- **TASK DIRECTIONS**: Copy out the lines that include the word "Emit".

- **RECORDS FOR THIS EXERCISE**:
** BEGIN **
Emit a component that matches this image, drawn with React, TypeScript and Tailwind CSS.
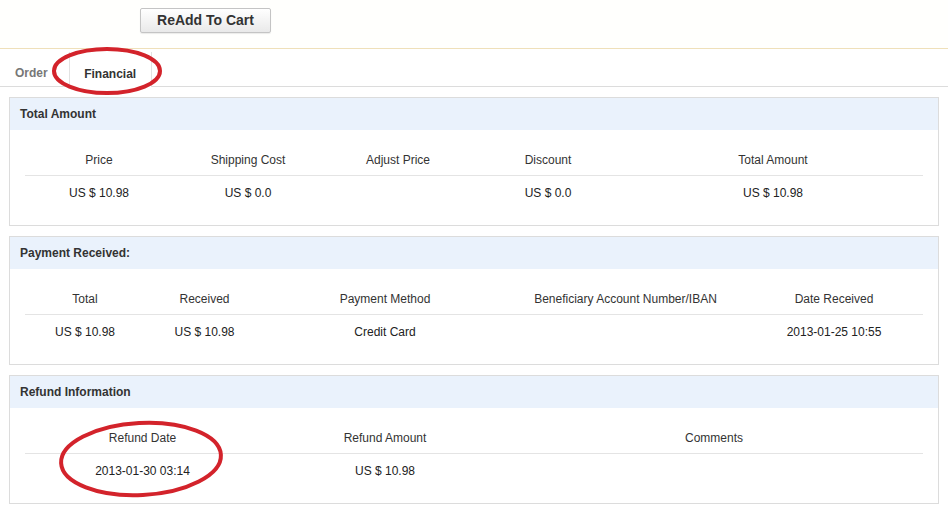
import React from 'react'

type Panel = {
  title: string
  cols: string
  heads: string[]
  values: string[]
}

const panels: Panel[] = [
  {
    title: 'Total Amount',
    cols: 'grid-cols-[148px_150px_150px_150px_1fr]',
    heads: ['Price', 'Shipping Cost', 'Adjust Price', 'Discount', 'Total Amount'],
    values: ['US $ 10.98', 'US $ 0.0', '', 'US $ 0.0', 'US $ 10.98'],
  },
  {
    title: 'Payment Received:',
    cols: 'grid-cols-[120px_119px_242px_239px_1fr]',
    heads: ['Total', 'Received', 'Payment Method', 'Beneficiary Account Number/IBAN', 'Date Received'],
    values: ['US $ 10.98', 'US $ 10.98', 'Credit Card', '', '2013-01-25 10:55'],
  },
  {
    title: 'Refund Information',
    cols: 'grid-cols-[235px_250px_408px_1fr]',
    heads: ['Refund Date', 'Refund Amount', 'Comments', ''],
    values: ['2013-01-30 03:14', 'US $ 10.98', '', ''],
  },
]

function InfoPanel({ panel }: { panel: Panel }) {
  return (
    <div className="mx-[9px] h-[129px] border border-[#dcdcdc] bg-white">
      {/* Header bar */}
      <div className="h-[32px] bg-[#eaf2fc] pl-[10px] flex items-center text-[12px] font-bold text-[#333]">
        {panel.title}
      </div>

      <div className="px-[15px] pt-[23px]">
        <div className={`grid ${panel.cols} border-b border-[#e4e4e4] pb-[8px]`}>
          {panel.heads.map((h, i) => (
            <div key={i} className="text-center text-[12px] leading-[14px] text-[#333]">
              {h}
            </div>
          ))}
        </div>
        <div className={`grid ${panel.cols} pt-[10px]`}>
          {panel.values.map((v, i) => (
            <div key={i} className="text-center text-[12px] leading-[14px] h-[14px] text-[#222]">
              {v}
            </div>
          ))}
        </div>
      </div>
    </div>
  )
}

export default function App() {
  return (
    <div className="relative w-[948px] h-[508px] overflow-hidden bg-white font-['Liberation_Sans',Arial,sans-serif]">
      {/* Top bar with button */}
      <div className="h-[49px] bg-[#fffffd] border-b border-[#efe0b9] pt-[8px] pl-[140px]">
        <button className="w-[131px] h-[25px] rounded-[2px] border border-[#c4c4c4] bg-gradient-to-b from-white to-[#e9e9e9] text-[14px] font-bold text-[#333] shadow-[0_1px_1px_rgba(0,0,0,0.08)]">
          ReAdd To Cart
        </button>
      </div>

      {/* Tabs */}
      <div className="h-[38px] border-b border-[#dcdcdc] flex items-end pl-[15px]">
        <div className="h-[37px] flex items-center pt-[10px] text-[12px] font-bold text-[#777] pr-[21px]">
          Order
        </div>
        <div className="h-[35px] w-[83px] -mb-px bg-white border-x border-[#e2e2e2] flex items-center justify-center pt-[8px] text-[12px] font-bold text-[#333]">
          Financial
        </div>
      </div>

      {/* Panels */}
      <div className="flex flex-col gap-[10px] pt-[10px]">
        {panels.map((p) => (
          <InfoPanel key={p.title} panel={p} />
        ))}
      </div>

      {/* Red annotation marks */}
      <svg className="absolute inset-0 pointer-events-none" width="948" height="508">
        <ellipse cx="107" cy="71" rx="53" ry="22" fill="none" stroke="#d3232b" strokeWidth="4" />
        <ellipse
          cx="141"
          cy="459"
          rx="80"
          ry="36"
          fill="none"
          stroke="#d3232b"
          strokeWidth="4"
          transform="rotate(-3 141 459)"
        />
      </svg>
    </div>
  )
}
** END **
** BEGIN **
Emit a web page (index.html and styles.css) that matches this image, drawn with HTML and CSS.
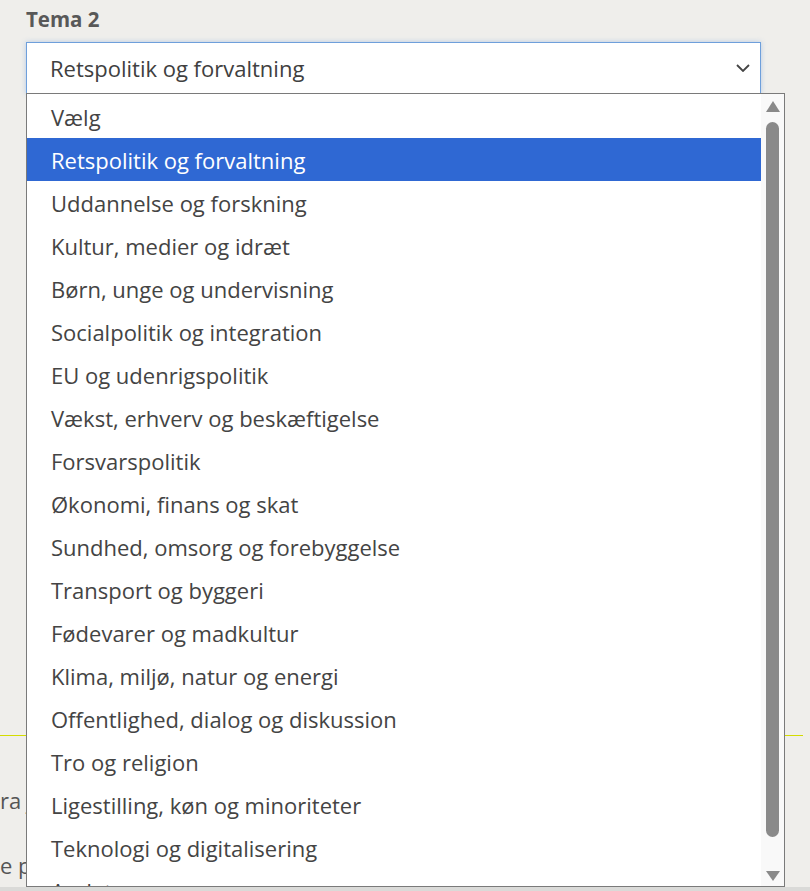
** END **
- **SOLUTION FOR THIS EXERCISE**:
Emit a component that matches this image, drawn with React, TypeScript and Tailwind CSS.
Emit a web page (index.html and styles.css) that matches this image, drawn with HTML and CSS.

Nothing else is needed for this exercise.